I have no way to take his comments about race, which he freely offered and expounded upon at length and later clarified, as anything but a regurgitation of all the welfare-queen-social  safety net as hammock shit that he somehow managed to imbibe deeply of somewhere along his political awareness.  He is obviously not an historian, and can't possibly know that there are no laws that set the dogs on people who escape the projects and bid them return to face scourging and hard labor, or lynching as there were for slaves--or even free people of color caught up in the net of our American biases. Nor can he be said to be aware that anyone might like to work profitably, but that depends an awful lot on education and hiring practices, nor does he seem to be even remotely aware that the black family as a unit was never less stable than when members of it could be sold off like so many unwanted kittens.

A patriotic deadbeat who believes in the Constitution of a country he does not acknowledge, and needs to hold forth on the business of people about which he knows little to less than nothing--is a pretty poor hero, no?  He could stand to shut up and pay his dues, or run his mouth and pay his dues. But he can't use words and not have them convey his meaning to people to which they were intended without those people feeling some way about that, and he can't realistically expect to be treated as if he were above the law just because he got some media friends.

Also referencing MLK and Rosa Parks when you are just so much not oppressed--no. Just no. Flypaper tacky.


2 comments:

Anonymous said...

Hi Vixen,
yeah, Cliven Bundy is an old coot whose moment in the sun has passed. None of this has anything to do with BLM's contentions over and against private property rights.

It does make me think of a point that is worth making.

The struggle for civil rights does not find a permanent home in any ideology. Sometimes one ideology serves it, and at others a different ideology.

For example, a month or so ago you mentioned the struggle during the time of author James Baldwin.

I'm sure that you had merely momentarily forgotten that when James Baldwin was writing, the segregated South was dominated by Democratic hegemony.

I'm sure you have read that Bull Connors was a Democrat. And Senator Byrd was a ranking member in the KKK.

Here's one I bet you haven't heard about. Jimmy Carter had to get a nod from the Georgia KKK before he could run for governor.

Naturally, later on the Democratic Party flipped its emphasis. Even Governor Wallace, once a rabid segregationalist, reinvented himself as a champion for civil rights.

Anyway, when yours truly and masses of others were doing Selma and Birmingham, what we were all fighting was the Democratic establishment and their ruthless segregation policies. It wasn't Republicans we had to worry about.

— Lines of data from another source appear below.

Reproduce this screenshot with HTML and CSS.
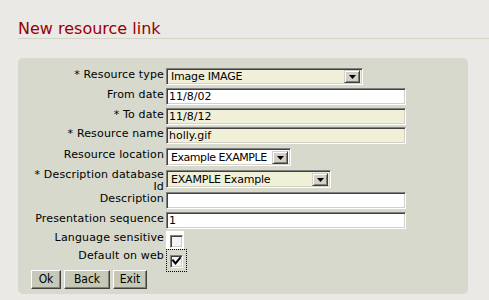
FILE: index.html
```html
<!DOCTYPE html>
<html>
<head>
<meta charset="utf-8">
<link rel="stylesheet" href="styles.css">
</head>
<body>
<div class="page">
  <h1 class="title">New resource link</h1>
  <div class="panel">
    <div class="form">
      <div class="lbl">* Resource type</div>
      <div class="ctl"><div class="select req w197"><span class="val">Image IMAGE</span><span class="arrow"><svg width="7" height="4" viewBox="0 0 7 4"><path d="M0 0H7L3.5 4Z" fill="#000"/></svg></span></div></div>

      <div class="lbl">From date</div>
      <div class="ctl"><div class="input">11/8/02</div></div>

      <div class="lbl">* To date</div>
      <div class="ctl"><div class="input req">11/8/12</div></div>

      <div class="lbl">* Resource name</div>
      <div class="ctl"><div class="input req">holly.gif</div></div>

      <div class="lbl">Resource location</div>
      <div class="ctl"><div class="select w125 tall"><span class="val tight">Example EXAMPLE</span><span class="arrow"><svg width="7" height="4" viewBox="0 0 7 4"><path d="M0 0H7L3.5 4Z" fill="#000"/></svg></span></div></div>

      <div class="lbl wrap">* Description database Id</div>
      <div class="ctl"><div class="select req w165 tall"><span class="val">EXAMPLE Example</span><span class="arrow"><svg width="7" height="4" viewBox="0 0 7 4"><path d="M0 0H7L3.5 4Z" fill="#000"/></svg></span></div></div>

      <div class="lbl">Description</div>
      <div class="ctl"><div class="input"></div></div>

      <div class="lbl">Presentation sequence</div>
      <div class="ctl"><div class="input">1</div></div>

      <div class="lbl">Language sensitive</div>
      <div class="ctl"><div class="cbwrap white"><span class="cb"></span></div></div>

      <div class="lbl">Default on web</div>
      <div class="ctl"><div class="cbwrap focus"><span class="cb"><svg width="9" height="9" viewBox="0 0 9 9"><path d="M1 3.5L3.5 6.5L8 1" fill="none" stroke="#000" stroke-width="2" stroke-linecap="square"/></svg></span></div></div>

      <div class="buttons">
        <button class="btn b-ok">Ok</button>
        <button class="btn b-back">Back</button>
        <button class="btn b-exit">Exit</button>
      </div>
    </div>
  </div>
</div>
</body>
</html>
```
FILE: styles.css
```css
html, body {
  margin: 0;
  padding: 0;
  background: #ebe9e6;
}
.page {
  padding: 20px 0 0 18px;
  font-family: "DejaVu Sans", Verdana, sans-serif;
}
.title {
  margin: 0;
  font-size: 16px;
  font-weight: normal;
  line-height: 18px;
  color: #990000;
  border-bottom: 1px solid #d2d4c4;
  padding-left: 0;
}
.panel {
  margin-top: 19px;
  width: 450px;
  height: 236px;
  background: #d6d9cb;
  border-radius: 5px;
  box-sizing: border-box;
  padding: 10px 0 0 10px;
}
.form {
  display: grid;
  grid-template-columns: 136px 1fr;
  column-gap: 2px;
  grid-template-rows: 20px 20px 19px 21px 22px 22px 20px 19px 18px 21px 20px;
}
.lbl {
  font-size: 11px;
  line-height: 14px;
  text-align: right;
  color: #000;
  letter-spacing: 0.15px;
  white-space: nowrap;
}
.lbl.wrap {
  white-space: normal;
  line-height: 12px;
  margin-top: -1px;
  margin-left: -4px;
}
.ctl {
  display: flex;
  align-items: flex-start;
}
.input, .select {
  box-sizing: border-box;
  height: 17px;
  border: 1px solid;
  border-color: #808080 #ffffff #ffffff #808080;
  box-shadow: inset 1px 1px #404040, inset -1px -1px #d4d0c8;
  background: #ffffff;
  font-size: 11px;
  line-height: 14px;
  padding: 1px 0 0 2px;
  color: #000;
}
.input {
  width: 240px;
}
.req {
  background: #f0efd8;
}
.select {
  display: flex;
  align-items: stretch;
  padding: 1px 2px 2px 4px;
  line-height: 14px;
}
.select.tall {
  height: 18px;
  padding-top: 2px;
}
.w197 { width: 197px; }
.w125 { width: 125px; }
.w165 { width: 165px; }
.val {
  flex: 1;
  white-space: nowrap;
  overflow: hidden;
  letter-spacing: -0.2px;
}
.val.tight {
  letter-spacing: -0.45px;
}
.arrow {
  width: 16px;
  height: 13px;
  box-sizing: border-box;
  background: #d4d0c8;
  border: 1px solid;
  border-color: #d4d0c8 #404040 #404040 #d4d0c8;
  box-shadow: inset 1px 1px #ffffff, inset -1px -1px #808080;
  display: flex;
  align-items: center;
  justify-content: center;
}
.arrow svg {
  display: block;
  margin-top: 1px;
}
.cbwrap {
  box-sizing: border-box;
}
.cbwrap.white {
  background: #ffffff;
  height: 18px;
  width: 18px;
  padding: 4px 0 0 4px;
}
.cbwrap.focus {
  height: 23px;
  width: 21px;
  border: 1px dotted #000;
  padding: 5px 3px;
}
.cb {
  display: flex;
  align-items: center;
  justify-content: center;
  box-sizing: border-box;
  width: 13px;
  height: 13px;
  border: 1px solid;
  border-color: #808080 #ffffff #ffffff #808080;
  box-shadow: inset 1px 1px #404040, inset -1px -1px #d4d0c8;
  background: #f4f4f4;
}
.cb svg {
  display: block;
}
.buttons {
  grid-column: 1 / 3;
  display: flex;
  gap: 3px;
  padding-left: 3px;
}
.btn {
  box-sizing: border-box;
  height: 19px;
  margin: 0;
  padding: 0;
  font-family: "DejaVu Sans Condensed", "DejaVu Sans", sans-serif;
  font-stretch: condensed;
  font-size: 12px;
  line-height: 15px;
  color: #000;
  background: #c6c9b7;
  border: 1px solid;
  border-color: #ffffff #404040 #404040 #ffffff;
  box-shadow: inset -1px -1px #808080;
  border-radius: 0;
}
.b-ok { width: 30px; }
.b-back { width: 46px; }
.b-exit { width: 34px; }
```
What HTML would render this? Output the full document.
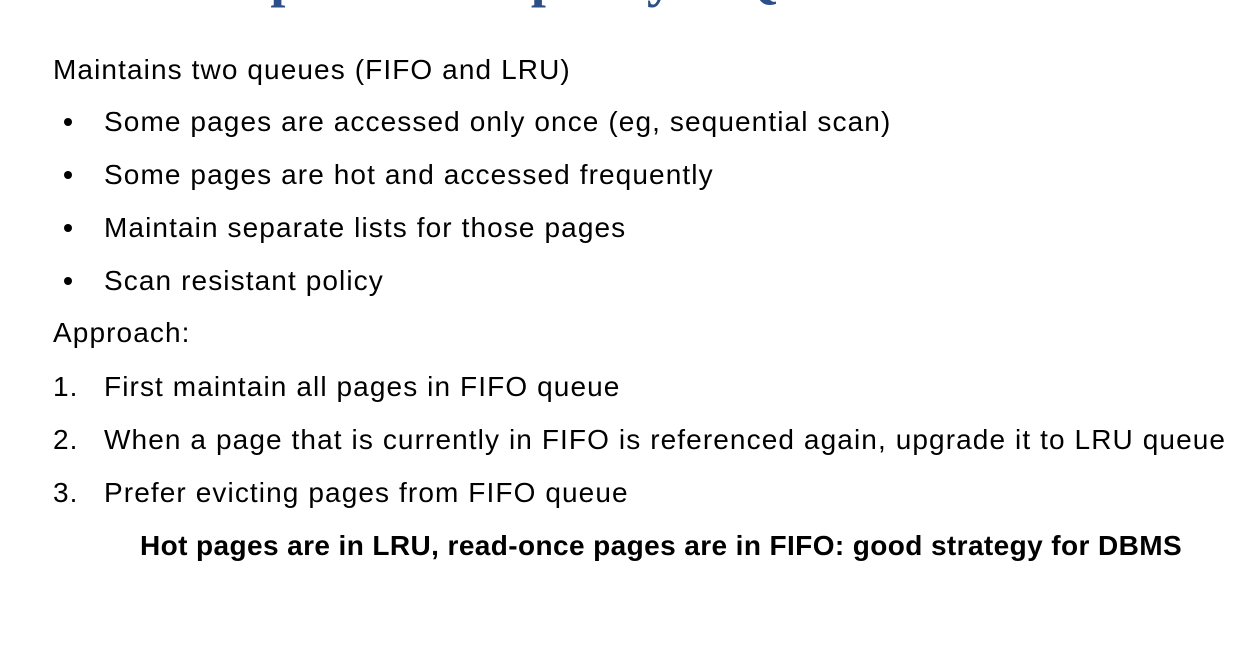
<!DOCTYPE html>
<html><head><meta charset="utf-8"><style>
html,body{margin:0;padding:0;background:#fff;width:1252px;height:664px;overflow:hidden;position:relative}
.t{position:absolute;font-family:"Liberation Sans",sans-serif;font-size:28px;letter-spacing:1.1px;color:#000;white-space:nowrap;line-height:30px}
.title{position:absolute;left:52px;top:-52px;font-family:"Liberation Serif",serif;font-weight:bold;font-size:54px;letter-spacing:1px;color:#2c4f8a;white-space:nowrap;line-height:60px}
.b{position:absolute;width:8px;height:8px;border-radius:50%;background:#000}
</style></head><body>
<div class="title">Buffer replacement policy: 2Q</div>
<div class="t" style="left:53px;top:55px">Maintains two queues (FIFO and LRU)</div>
<div class="b" style="left:64px;top:118px"></div>
<div class="t" style="left:104px;top:107px">Some pages are accessed only once (eg, sequential scan)</div>
<div class="b" style="left:64px;top:171px"></div>
<div class="t" style="left:104px;top:160px">Some pages are hot and accessed frequently</div>
<div class="b" style="left:64px;top:224px"></div>
<div class="t" style="left:104px;top:213px">Maintain separate lists for those pages</div>
<div class="b" style="left:64px;top:277px"></div>
<div class="t" style="left:104px;top:266px">Scan resistant policy</div>
<div class="t" style="left:53px;top:318px">Approach:</div>
<div class="t" style="left:53px;top:372px">1.</div>
<div class="t" style="left:104px;top:372px">First maintain all pages in FIFO queue</div>
<div class="t" style="left:53px;top:425px">2.</div>
<div class="t" style="left:104px;top:425px">When a page that is currently in FIFO is referenced again, upgrade it to LRU queue</div>
<div class="t" style="left:53px;top:478px">3.</div>
<div class="t" style="left:104px;top:478px">Prefer evicting pages from FIFO queue</div>
<div class="t" style="left:140px;top:531px;font-weight:bold;font-size:28px;letter-spacing:0.4px">Hot pages are in LRU, read-once pages are in FIFO: good strategy for DBMS</div>
</body></html>
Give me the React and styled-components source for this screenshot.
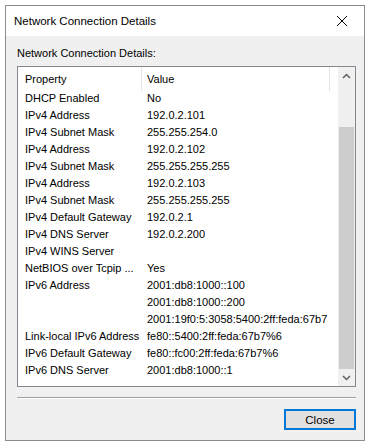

This is why I say civil rights does not find a permanent home in any ideology, left or right. It is the principle of the thing that always should offer guidance, because with ideology people eventually start using the principle as a distorted device for their malevolent spin.

--Formerly Amherst

Vixen Strangely said...

I does bear pointing out--for that matter Gov. Orval Faubus was a Democrat. I'm not unaware of my party's history with respects to race. Bundy's being a registered Republican means no more to me than Donald Sterling's--what matters is how they express their viewpoints (in deed even more than word, really). I find the sovereign citizen/refusal to acknowledge the authority of government at all a more interesting aspect in Bundy's case, as well as the people who have enjoined his cause(Oath Keepers--how does one onstitutionally deny the government that the Constitution is the charter of? Inquiring statists are just fascinated.)

Insofar as we have armed people holding off the execution of a federal court order--I don't know. On one hand, he seems like Faubus in front of the school doors--defiant yet doomed. On the other, he wants to maintain that it's his rights that have been trampled. He's had many a trip to court to make his case. The imposition of the fees he hasn't paid apply equally to any ranchers using the land he wants to continue using. At a rate that is less than he'd have to pay to graze on land owned by private hands.

He's guaranteed his day in court, not success at it.

I've tried to see the case from his side--I fear the racism just makes him a less sympathetic character. What is interesting to me is seeing figures who formerly aligned with his cause, and now don't.